By lowering the College’s carbon footprint, increasing energy efficiency, and investing in off-site renewable energy resources, St. Mary’s hopes to offset its contribution to climate change by 80 percent by 2020 as opposed to its current 60 percent.
The Climate Action Plan does not mark the first approach of St. Mary’s towards climate neutrality. In 2008, one year after being recognized as part of the EPA Green Power Partnership, the College received a grant from the State of Maryland for a pilot program promoting green building construction.
With the help of the student body, which voted to tax itself to promote its construction, Andrew J. Goodpaster Hall became the first green building on campus, receiving a LEED (Leadership in Energy and Environmental Design) Silver Certification for energy-conservative productivity.

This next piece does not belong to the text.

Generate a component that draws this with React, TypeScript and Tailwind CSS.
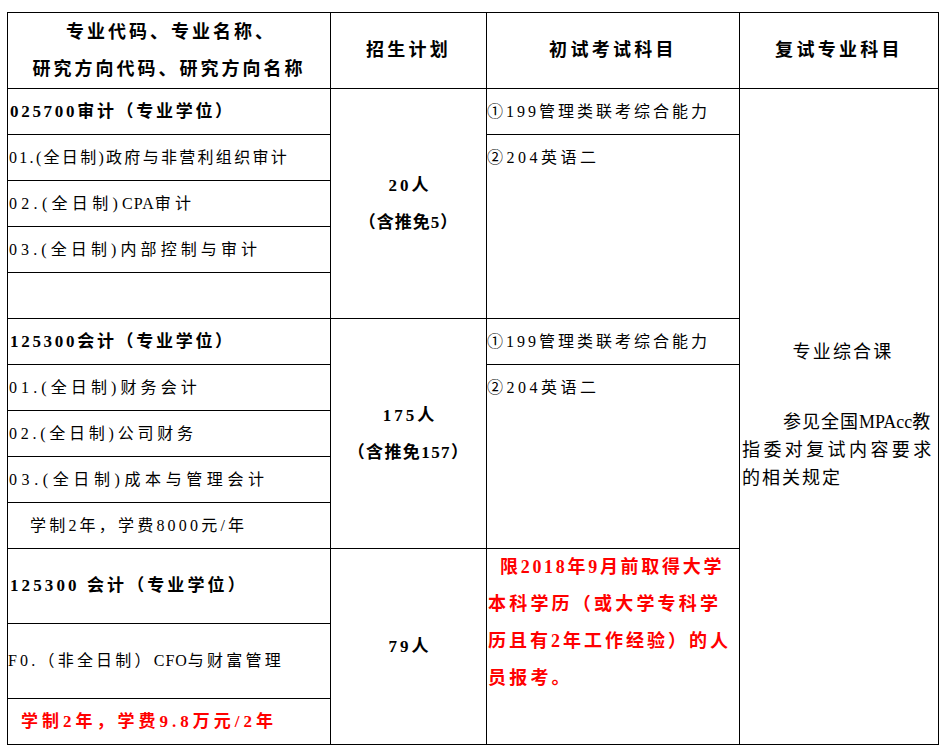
import React from "react";

const cell = "bg-white";

export default function App() {
  return (
    <div className="w-[950px] h-[752px] bg-white pt-[12px] pl-[7px]">
      <div className="grid w-[932px] grid-cols-[322px_155px_252px_198px] grid-rows-[75px_repeat(10,45px)_74px_74px_45px] gap-px bg-black p-px text-black font-['Liberation_Serif','Noto_Sans_CJK_SC',serif]">
        {/* Header */}
        <div className={`${cell} col-start-1 row-start-1 flex flex-col items-center justify-center text-[18px] font-bold leading-[37px] tracking-[3px]`}>
          <div className="pl-[4px]">专业代码、专业名称、</div>
          <div>研究方向代码、研究方向名称</div>
        </div>
        <div className={`${cell} col-start-2 row-start-1 flex items-center justify-center text-[18px] font-bold tracking-[3.3px]`}>
          招生计划
        </div>
        <div className={`${cell} col-start-3 row-start-1 flex items-center justify-center text-[18px] font-bold tracking-[3.3px]`}>
          初试考试科目
        </div>
        <div className={`${cell} col-start-4 row-start-1 flex items-center justify-center text-[18px] font-bold tracking-[3.3px]`}>
          复试专业科目
        </div>

        {/* Column 1 - group 1 */}
        <div className={`${cell} col-start-1 row-start-2 flex items-center pl-[2px] text-[17px] font-bold tracking-[2.7px]`}>
          025700审计（专业学位）
        </div>
        <div className={`${cell} col-start-1 row-start-3 flex items-center pl-[1px] text-[16px] tracking-[2.3px]`}>
          01.(全日制)政府与非营利组织审计
        </div>
        <div className={`${cell} col-start-1 row-start-4 flex items-center pl-[1px] text-[16px] tracking-[4.3px]`}>
          02.(全日制)<span className="tracking-[1px]">CPA</span>审计
        </div>
        <div className={`${cell} col-start-1 row-start-5 flex items-center pl-[1px] text-[16px] tracking-[4.1px]`}>
          03.(全日制)内部控制与审计
        </div>
        <div className={`${cell} col-start-1 row-start-6`} />

        {/* Column 1 - group 2 */}
        <div className={`${cell} col-start-1 row-start-7 flex items-center pl-[2px] text-[17px] font-bold tracking-[2.7px]`}>
          125300会计（专业学位）
        </div>
        <div className={`${cell} col-start-1 row-start-8 flex items-center pl-[1px] text-[16px] tracking-[4.1px]`}>
          01.(全日制)财务会计
        </div>
        <div className={`${cell} col-start-1 row-start-9 flex items-center pl-[1px] text-[16px] tracking-[3.75px]`}>
          02.(全日制)公司财务
        </div>
        <div className={`${cell} col-start-1 row-start-10 flex items-center pl-[1px] text-[16px] tracking-[4.6px]`}>
          03.(全日制)成本与管理会计
        </div>
        <div className={`${cell} col-start-1 row-start-11 flex items-center pl-[22px] text-[16px] tracking-[3.2px]`}>
          学制2年，学费8000元/年
        </div>

        {/* Column 1 - group 3 */}
        <div className={`${cell} col-start-1 row-start-12 flex items-center pl-[2px] text-[17px] font-bold tracking-[3.1px]`}>
          125300 会计（专业学位）
        </div>
        <div className={`${cell} col-start-1 row-start-13 flex items-center text-[16px] tracking-[3.2px]`}>
          F0.（非全日制）<span className="tracking-[1px]">CFO</span>与财富管理
        </div>
        <div className={`${cell} col-start-1 row-start-14 flex items-center pl-[13px] text-[17px] font-bold tracking-[4px] text-[#ff0000]`}>
          学制2年，学费9.8万元/2年
        </div>

        {/* Column 2 */}
        <div className={`${cell} col-start-2 row-start-2 row-span-5 flex flex-col items-center justify-center text-[17px] font-bold leading-[37px]`}>
          <div className="tracking-[3px] pl-[3px]">20人</div>
          <div className="tracking-[1px]">（含推免5）</div>
        </div>
        <div className={`${cell} col-start-2 row-start-7 row-span-5 flex flex-col items-center justify-center text-[17px] font-bold leading-[37px]`}>
          <div className="tracking-[3px] pl-[3px]">175人</div>
          <div className="tracking-[1.4px]">（含推免157）</div>
        </div>
        <div className={`${cell} col-start-2 row-start-12 row-span-3 flex items-center justify-center text-[17px] font-bold tracking-[3px] pl-[3px]`}>
          79人
        </div>

        {/* Column 3 */}
        <div className={`${cell} col-start-3 row-start-2 flex items-center text-[16px] tracking-[3px]`}>
          ①199管理类联考综合能力
        </div>
        <div className={`${cell} col-start-3 row-start-3 row-span-4 text-[16px] tracking-[3.5px]`}>
          <div className="h-[45px] flex items-center">②204英语二</div>
        </div>
        <div className={`${cell} col-start-3 row-start-7 flex items-center text-[16px] tracking-[3px]`}>
          ①199管理类联考综合能力
        </div>
        <div className={`${cell} col-start-3 row-start-8 row-span-4 text-[16px] tracking-[3.5px]`}>
          <div className="h-[45px] flex items-center">②204英语二</div>
        </div>
        <div className={`${cell} col-start-3 row-start-12 row-span-3 pl-[1px] text-[18px] font-bold leading-[37px] text-[#ff0000]`}>
          <div className="pl-[12px] tracking-[2.7px]">限2018年9月前取得大学</div>
          <div className="tracking-[3.2px]">本科学历（或大学专科学</div>
          <div className="tracking-[3px]">历且有2年工作经验）的人</div>
          <div className="tracking-[3.2px]">员报考。</div>
        </div>

        {/* Column 4 */}
        <div className={`${cell} col-start-4 row-start-2 row-span-13 flex flex-col justify-center pb-[4px] text-[18px] leading-[28px] whitespace-nowrap`}>
          <div className="text-center pl-[8px] tracking-[2.2px]">专业综合课</div>
          <div className="h-[42px]" />
          <div className="pl-[43px] tracking-[1px]">参见全国<span className="tracking-[0px]">MPAcc</span>教</div>
          <div className="pl-[2px] tracking-[3.4px]">指委对复试内容要求</div>
          <div className="pl-[2px] tracking-[2px]">的相关规定</div>
        </div>
      </div>
    </div>
  );
}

Bronze, Silver, Gold, and Platinum are LEED’s point-based certification levels, awarded for promoting green methods during a building’s construction and operation.
Goodpaster itself saves 300,000 gallons of water annually compared to a non-green building of similar size, and uses 30 to 40 percent less energy.
The College’s Strategic Plan also promotes green construction, as all future facilities will be green buildings. This includes the Anne Arundel Hall Replacement Project, currently in its planning stages to rebuild Anne Arundel Hall as a LEED Gold-certified building by Winter 2015.
“The Administration has been extremely supportive of this [climate-neutral] objective,” said Mowbray.
One of the many groups on campus promoting the College’s climate neutrality goal is the St. Mary’s River Project, a group of student, faculty, and community volunteers promoting environmental awareness in St. Mary’s County schools.
“Even though we don’t directly use the phrase ‘carbon neutrality’ in our lessons,” said junior and SMRP president Jon Barkley, “the kids learn that by planting trees (which help take up excess carbon dioxide), conserving land, and following the 3 R’s (reduce, reuse, recycle), they can have a positive effect on our planet’s future.”